Stated goal -> With the pictures left out, copy the listing below exactly.
......
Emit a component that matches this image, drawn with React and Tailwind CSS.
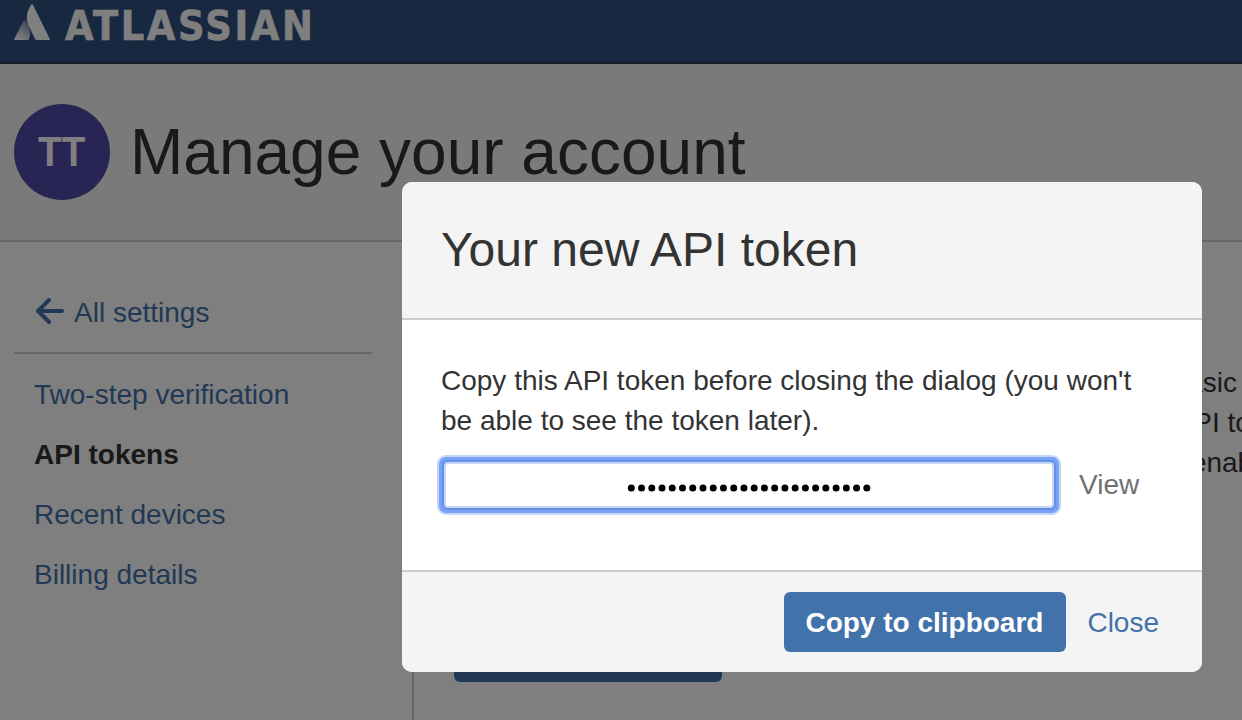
import React from "react";

const links = [
  { label: "Two-step verification", active: false },
  { label: "API tokens", active: true },
  { label: "Recent devices", active: false },
  { label: "Billing details", active: false },
];

function Logo() {
  return (
    <div className="flex items-start text-white">
      <svg className="mt-1 h-9 w-9 shrink-0" viewBox="0 0 36 36">
        <defs>
          <linearGradient id="peak" x1="0.75" y1="0.1" x2="0.35" y2="0.95">
            <stop offset="0" stopColor="#8394ad" />
            <stop offset="1" stopColor="#ffffff" />
          </linearGradient>
        </defs>
        <path d="M9.7 16.4Q10.3 15.6 11 16.4C15.6 21.5 17.2 28.5 15 35.2Q14.6 36 13.7 36H.9Q-.2 36 .3 34.9Z" fill="url(#peak)" />
        <path d="M17.2.6Q18-.6 18.8.6L35.7 34.8Q36.2 36 35 36H22.8Q21.6 36 21.1 35L14.6 21.8C11.4 15.2 12.5 8 17.2.6Z" fill="#fff" />
      </svg>
      <span className="ml-[15px] font-['DejaVu_Sans_Condensed','DejaVu_Sans',sans-serif] text-[41px] leading-[52px] font-bold tracking-[2.6px] [font-stretch:condensed] [-webkit-text-stroke:0.6px_white]">
        ATLASSIAN
      </span>
    </div>
  );
}

function Page() {
  return (
    <div className="flex h-full flex-col">
      <header className="flex h-16 shrink-0 border-b-2 border-[#2e3d54] bg-[#2e5080] pl-3.5">
        <Logo />
      </header>
      <div className="flex h-[178px] shrink-0 items-center border-b-2 border-[#ccc] bg-[#f5f5f5] pl-3.5">
        <div className="flex size-24 items-center justify-center rounded-full bg-[#5148a6] pb-0.5 text-[42px] font-bold text-white">
          <span className="scale-x-92">TT</span>
        </div>
        <h1 className="ml-5 text-[64px] leading-[72px] whitespace-nowrap">Manage your account</h1>
      </div>
      <div className="flex flex-1 bg-white">
        <nav className="flex w-[414px] shrink-0 flex-col border-r-2 border-[#ccc] pl-3.5 text-[#4272aa]">
          <div className="mr-10 flex h-28 items-center border-b-2 border-[#ccc] pt-8 pl-[22px]">
            <svg className="mb-1 h-7 w-7" viewBox="0 0 28 28" fill="none" stroke="currentColor" strokeWidth="4" strokeLinecap="round" strokeLinejoin="round">
              <path d="M13 3L2 14L13 25M2.5 14H26" />
            </svg>
            <span className="ml-2.5">All settings</span>
          </div>
          <ul className="mt-[11px] pl-5">
            {links.map((l) => (
              <li key={l.label} className={l.active ? "h-[60px] leading-[60px] font-bold text-[#333]" : "h-[60px] leading-[60px]"}>
                {l.label}
              </li>
            ))}
          </ul>
        </nav>
        <main className="flex flex-1 flex-col items-start pt-[121px] pl-10">
          <p className="w-full overflow-hidden text-right leading-10 whitespace-nowrap">
            <span className="block pr-[5px]">basic</span>
            <span className="-mr-[54px] block">API token</span>
            <span className="-mr-[33px] block">enable</span>
          </p>
          <div className="mt-[139px] h-[60px] w-[268px] rounded-md bg-[#4272aa]" />
        </main>
      </div>
    </div>
  );
}

function Dialog() {
  return (
    <section className="flex h-[490px] w-[800px] flex-col overflow-hidden rounded-[10px] bg-white">
      <header className="flex h-[138px] items-center border-b-2 border-[#ccc] bg-[#f4f4f4] pl-[39px]">
        <h2 className="text-[48px] leading-[56px]">Your new API token</h2>
      </header>
      <div className="h-[250px] pr-10 pl-[35px] pt-[41px]">
        <p className="pl-1 leading-10">
          Copy this API token before closing the dialog (you won't
          <br />
          be able to see the token later).
        </p>
        <div className="mt-3.5 flex items-center">
          <div className="h-[60px] w-[624px] shrink-0 rounded-[9px] bg-[#c5d7f9] p-0.5">
            <div className="h-full w-full rounded-[7px] bg-[#78a2f5] p-[3px]">
              <div className="h-full w-full rounded-md bg-[#6690e4] p-0.5">
                <div className="flex h-full w-full items-center justify-center rounded-[4px] border-2 border-[#c5d7f9] bg-white">
                  <svg className="mt-1.5 h-2 w-[246px]" viewBox="0 0 246 8">
                    {Array.from({ length: 24 }, (_, i) => (
                      <circle key={i} cx={5.3 + i * 10.24} cy="4" r="3.5" fill="#000" />
                    ))}
                  </svg>
                </div>
              </div>
            </div>
          </div>
          <button className="ml-[18px] text-[#707070]">View</button>
        </div>
      </div>
      <footer className="flex h-[102px] items-center justify-end border-t-2 border-[#ccc] bg-[#f4f4f4] pr-[43px]">
        <button className="h-[60px] w-[282px] rounded-md bg-[#4272aa] pt-px pr-0.5 font-bold text-white">Copy to clipboard</button>
        <button className="ml-[21px] pt-0.5 text-[#4272aa]">Close</button>
      </footer>
    </section>
  );
}

export default function App() {
  return (
    <div className="relative h-[720px] w-[1242px] overflow-hidden font-['Liberation_Sans',Arial,sans-serif] text-[28px] text-[#333]">
      <Page />
      <div className="absolute inset-0 flex justify-end bg-black/50 pt-[182px] pr-10">
        <Dialog />
      </div>
    </div>
  );
}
......
Result for this exercise ->
Emit a component that matches this image, drawn with React and Tailwind CSS.
import React from "react";

const links = [
  { label: "Two-step verification", active: false },
  { label: "API tokens", active: true },
  { label: "Recent devices", active: false },
  { label: "Billing details", active: false },
];

function Logo() {
  return (
    <div className="flex items-start text-white">
      <svg className="mt-1 h-9 w-9 shrink-0" viewBox="0 0 36 36">
        <defs>
          <linearGradient id="peak" x1="0.75" y1="0.1" x2="0.35" y2="0.95">
            <stop offset="0" stopColor="#8394ad" />
            <stop offset="1" stopColor="#ffffff" />
          </linearGradient>
        </defs>
        <path d="M9.7 16.4Q10.3 15.6 11 16.4C15.6 21.5 17.2 28.5 15 35.2Q14.6 36 13.7 36H.9Q-.2 36 .3 34.9Z" fill="url(#peak)" />
        <path d="M17.2.6Q18-.6 18.8.6L35.7 34.8Q36.2 36 35 36H22.8Q21.6 36 21.1 35L14.6 21.8C11.4 15.2 12.5 8 17.2.6Z" fill="#fff" />
      </svg>
      <span className="ml-[15px] font-['DejaVu_Sans_Condensed','DejaVu_Sans',sans-serif] text-[41px] leading-[52px] font-bold tracking-[2.6px] [font-stretch:condensed] [-webkit-text-stroke:0.6px_white]">
        ATLASSIAN
      </span>
    </div>
  );
}

function Page() {
  return (
    <div className="flex h-full flex-col">
      <header className="flex h-16 shrink-0 border-b-2 border-[#2e3d54] bg-[#2e5080] pl-3.5">
        <Logo />
      </header>
      <div className="flex h-[178px] shrink-0 items-center border-b-2 border-[#ccc] bg-[#f5f5f5] pl-3.5">
        <div className="flex size-24 items-center justify-center rounded-full bg-[#5148a6] pb-0.5 text-[42px] font-bold text-white">
          <span className="scale-x-92">TT</span>
        </div>
        <h1 className="ml-5 text-[64px] leading-[72px] whitespace-nowrap">Manage your account</h1>
      </div>
      <div className="flex flex-1 bg-white">
        <nav className="flex w-[414px] shrink-0 flex-col border-r-2 border-[#ccc] pl-3.5 text-[#4272aa]">
          <div className="mr-10 flex h-28 items-center border-b-2 border-[#ccc] pt-8 pl-[22px]">
            <svg className="mb-1 h-7 w-7" viewBox="0 0 28 28" fill="none" stroke="currentColor" strokeWidth="4" strokeLinecap="round" strokeLinejoin="round">
              <path d="M13 3L2 14L13 25M2.5 14H26" />
            </svg>
            <span className="ml-2.5">All settings</span>
          </div>
          <ul className="mt-[11px] pl-5">
            {links.map((l) => (
              <li key={l.label} className={l.active ? "h-[60px] leading-[60px] font-bold text-[#333]" : "h-[60px] leading-[60px]"}>
                {l.label}
              </li>
            ))}
          </ul>
        </nav>
        <main className="flex flex-1 flex-col items-start pt-[121px] pl-10">
          <p className="w-full overflow-hidden text-right leading-10 whitespace-nowrap">
            <span className="block pr-[5px]">basic</span>
            <span className="-mr-[54px] block">API token</span>
            <span className="-mr-[33px] block">enable</span>
          </p>
          <div className="mt-[139px] h-[60px] w-[268px] rounded-md bg-[#4272aa]" />
        </main>
      </div>
    </div>
  );
}

function Dialog() {
  return (
    <section className="flex h-[490px] w-[800px] flex-col overflow-hidden rounded-[10px] bg-white">
      <header className="flex h-[138px] items-center border-b-2 border-[#ccc] bg-[#f4f4f4] pl-[39px]">
        <h2 className="text-[48px] leading-[56px]">Your new API token</h2>
      </header>
      <div className="h-[250px] pr-10 pl-[35px] pt-[41px]">
        <p className="pl-1 leading-10">
          Copy this API token before closing the dialog (you won't
          <br />
          be able to see the token later).
        </p>
        <div className="mt-3.5 flex items-center">
          <div className="h-[60px] w-[624px] shrink-0 rounded-[9px] bg-[#c5d7f9] p-0.5">
            <div className="h-full w-full rounded-[7px] bg-[#78a2f5] p-[3px]">
              <div className="h-full w-full rounded-md bg-[#6690e4] p-0.5">
                <div className="flex h-full w-full items-center justify-center rounded-[4px] border-2 border-[#c5d7f9] bg-white">
                  <svg className="mt-1.5 h-2 w-[246px]" viewBox="0 0 246 8">
                    {Array.from({ length: 24 }, (_, i) => (
                      <circle key={i} cx={5.3 + i * 10.24} cy="4" r="3.5" fill="#000" />
                    ))}
                  </svg>
                </div>
              </div>
            </div>
          </div>
          <button className="ml-[18px] text-[#707070]">View</button>
        </div>
      </div>
      <footer className="flex h-[102px] items-center justify-end border-t-2 border-[#ccc] bg-[#f4f4f4] pr-[43px]">
        <button className="h-[60px] w-[282px] rounded-md bg-[#4272aa] pt-px pr-0.5 font-bold text-white">Copy to clipboard</button>
        <button className="ml-[21px] pt-0.5 text-[#4272aa]">Close</button>
      </footer>
    </section>
  );
}

export default function App() {
  return (
    <div className="relative h-[720px] w-[1242px] overflow-hidden font-['Liberation_Sans',Arial,sans-serif] text-[28px] text-[#333]">
      <Page />
      <div className="absolute inset-0 flex justify-end bg-black/50 pt-[182px] pr-10">
        <Dialog />
      </div>
    </div>
  );
}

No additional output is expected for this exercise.